Вот в этом самом словаре я нашел: Толстой Лев Ник. (1828–1910), а о «Войне и мире» было написано следующее: «В грандиозной эпопее „Война и мир“ (1863–1869) показан патриотический порыв русского народа, обусловивший победу России в Отечественной войне».
О «Войне и мире» все, но там было еще продолжение: «Его (Льва Николаевича) творчество, оказавшее огромное влияние на мировую литературу, отразило противоречия целой эпохи русского общества и было названо В. И. Лениным „зеркалом русской революции“».
Ну, как!?
Весь этот текст, со всеми знаками препинания, так и вошел в моё сочинение.

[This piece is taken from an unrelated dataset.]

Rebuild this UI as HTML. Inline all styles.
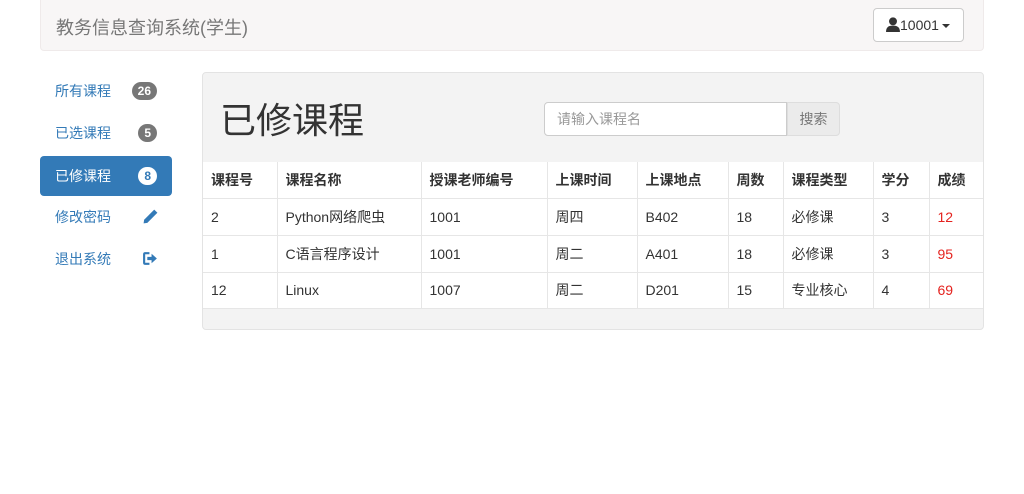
<!DOCTYPE html>
<html><head><meta charset="utf-8">
<style>
*{box-sizing:border-box;margin:0;padding:0}
body{width:1024px;height:494px;background:#fff;font-family:"Liberation Sans","Noto Sans CJK SC",sans-serif;font-size:14px;color:#333;position:relative;overflow:hidden}
.nav{position:absolute;left:40px;top:0;width:944px;height:51px;background:#f8f6f6;border:1px solid #efeaea;border-top:none;border-radius:0 0 4px 4px}
.brand{position:absolute;left:15px;top:14px;font-size:18px;color:#777}
.ubtn{position:absolute;left:832px;top:8px;width:91px;height:34px;background:#fff;border:1px solid #ccc;border-radius:4px;font-size:14px;line-height:32px;padding-left:12px;color:#333}
.ubtn svg{vertical-align:-2px}
.caret{display:inline-block;width:0;height:0;border-left:4px solid transparent;border-right:4px solid transparent;border-top:4px solid #333;vertical-align:middle;margin-left:3px}
.side{position:absolute;left:40px;top:70px;width:132px}
.side div{height:42px;line-height:42px;padding-left:15px;color:#337ab7;position:relative;border-radius:4px}
.side .act{background:#337ab7;color:#fff;height:40px;line-height:40px;margin:2px 0 0}
.badge{position:absolute;right:15px;top:12px;height:18px;min-width:18px;padding:0 6px;border-radius:9px;background:#777;color:#fff;font-size:12px;font-weight:bold;line-height:18px;text-align:center}
.act .badge{background:#fff;color:#337ab7;top:11px}
.ico{position:absolute;right:13px;top:12px}
.panel{position:absolute;left:202px;top:72px;width:782px;height:258px;background:#f3f3f3;border:1px solid #e3e3e3;border-radius:4px;overflow:hidden}
.h1{position:absolute;left:17px;top:26px;font-size:36px;color:#333;line-height:44px}
.inp{position:absolute;left:341px;top:29px;width:243px;height:34px;background:#fff;border:1px solid #ccc;border-radius:4px 0 0 4px;color:#999;padding-left:12px;line-height:32px}
.sb{position:absolute;left:584px;top:29px;width:53px;height:34px;background:#ebebeb;border:1px solid #ddd;border-radius:0 4px 4px 0;color:#777;line-height:32px;text-align:center}
table{position:absolute;left:0;top:89px;width:782px;border-collapse:collapse;background:#fff}
td,th{height:36.7px;padding:0 8px;border:1px solid #e6e6e6;text-align:left;font-size:14px}
tr td:first-child,tr th:first-child{border-left:none}
tr td:last-child,tr th:last-child{border-right:none}
tr:first-child th{border-top:none}
th{font-weight:bold}
.r{color:#e4231f}
</style></head><body>
<div class="nav"><div class="brand">教务信息查询系统(学生)</div>
<div class="ubtn"><svg width="14" height="15" viewBox="0 0 13 14"><circle cx="6.5" cy="4" r="3.7" fill="#333"/><path d="M0 14 C0 9 3 8 6.5 8 C10 8 13 9 13 14Z" fill="#333"/></svg>10001<span class="caret"></span></div></div>
<div class="side">
<div>所有课程<span class="badge">26</span></div>
<div>已选课程<span class="badge">5</span></div>
<div class="act">已修课程<span class="badge">8</span></div>
<div>修改密码<svg class="ico" width="17" height="17" viewBox="0 0 16 16"><path d="M11.5 1.5 L14.5 4.5 L5 14 L1.5 14.5 L2 11Z" fill="#337ab7"/></svg></div>
<div>退出系统<svg class="ico" width="17" height="17" viewBox="0 0 16 16"><path d="M7 2 H3 Q1 2 1 4 V12 Q1 14 3 14 H7 V12 H3 V4 H7Z" fill="#337ab7"/><path d="M5 6.5 H9 V3.5 L14 8 L9 12.5 V9.5 H5Z" fill="#337ab7"/></svg></div>
</div>
<div class="panel">
<div class="h1">已修课程</div>
<div class="inp">请输入课程名</div><div class="sb">搜索</div>
<table>
<colgroup><col style="width:74px"><col style="width:144px"><col style="width:126px"><col style="width:90px"><col style="width:91px"><col style="width:55px"><col style="width:90px"><col style="width:56px"><col style="width:56px"></colgroup>
<tr><th>课程号</th><th>课程名称</th><th>授课老师编号</th><th>上课时间</th><th>上课地点</th><th>周数</th><th>课程类型</th><th>学分</th><th>成绩</th></tr>
<tr><td>2</td><td>Python网络爬虫</td><td>1001</td><td>周四</td><td>B402</td><td>18</td><td>必修课</td><td>3</td><td class="r">12</td></tr>
<tr><td>1</td><td>C语言程序设计</td><td>1001</td><td>周二</td><td>A401</td><td>18</td><td>必修课</td><td>3</td><td class="r">95</td></tr>
<tr><td>12</td><td>Linux</td><td>1007</td><td>周二</td><td>D201</td><td>15</td><td>专业核心</td><td>4</td><td class="r">69</td></tr>
</table>
</div>
</body></html>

Ну кто мог попытаться поставить мне ниже пяти баллов, а?
А я там еще указывал годы жизни автора и время написания этого литературного шедевра.
Никто не мог и подумать о том, что я, троечник, мог прибегать к помощи такого научного опуса.
Хочу напомнить и то, что Советский Энциклопедический Словарь мог водиться далеко не в каждом доме.
Ура дефициту!
Учительница литературы, зная меня достаточно хорошо еще и по школьным диспутам о любви и дружбе, берегла себя и ставила «пять» или «четыре», так как изложенное в сочинении полностью соответствовало советской коммунистической идеологии.
А вот Арон Абрамович с глубочайшей тревогой ждал каждой моей новой письменной работы по очередному литературному произведению, хотя преподавал только историю.
И вот, собственно говоря, почему.
Так глубоко, ярко и к месту ссылаться на мысли тов. Ульянова-Ленина не могли даже отличники исторического факультета любого вуза страны. И, разумеется, он совершенно оправдано переживал: а вдруг я что-то не то напишу, не так ярко, как в предыдущей работе, изложу мысли вождя всех времен и народов.
Ну что для него несколько новых седых волос в сравнении с тем, что могло последовать для директора школы, да еще и историка, за неточное, а возможно, еще и искаженное изложение учеником позиций основоположника самого себя, т. е. ленинизма?
Арон Абрамович Кацнельсон был мягким и добрым мужиком. Единственное, где он создавал нам проблемы, так это на переменах в школьных туалетах, где мы мусолили очередные окурки. Его внезапное появление не то чтобы сильно нас пугало, но вносило какой-то дискомфорт в наше повальное увлечение табачными изделиями исключительно отечественной промышленности. А вот если попадался иностранный «бычок», многие из нас как-то сразу забывали о высоком звании советского школьника и могли клянчить и унижаться до такой степени, что предлагали за этот жалкий иностранный чинарик самое дорогое, что у нас было, – прошедшую ртов через шесть всё ту же иностранную жвачку.
Так вот, вернусь к «Грозе», которая надвигалась на мой уже достаточно отравленный табачным смолами организм.
Поиски подарка и прихорашивание не позволили мне заглянуть в «Советский Энциклопедический Словарь» и выучить текст, относящийся к этому бессмертному произведению.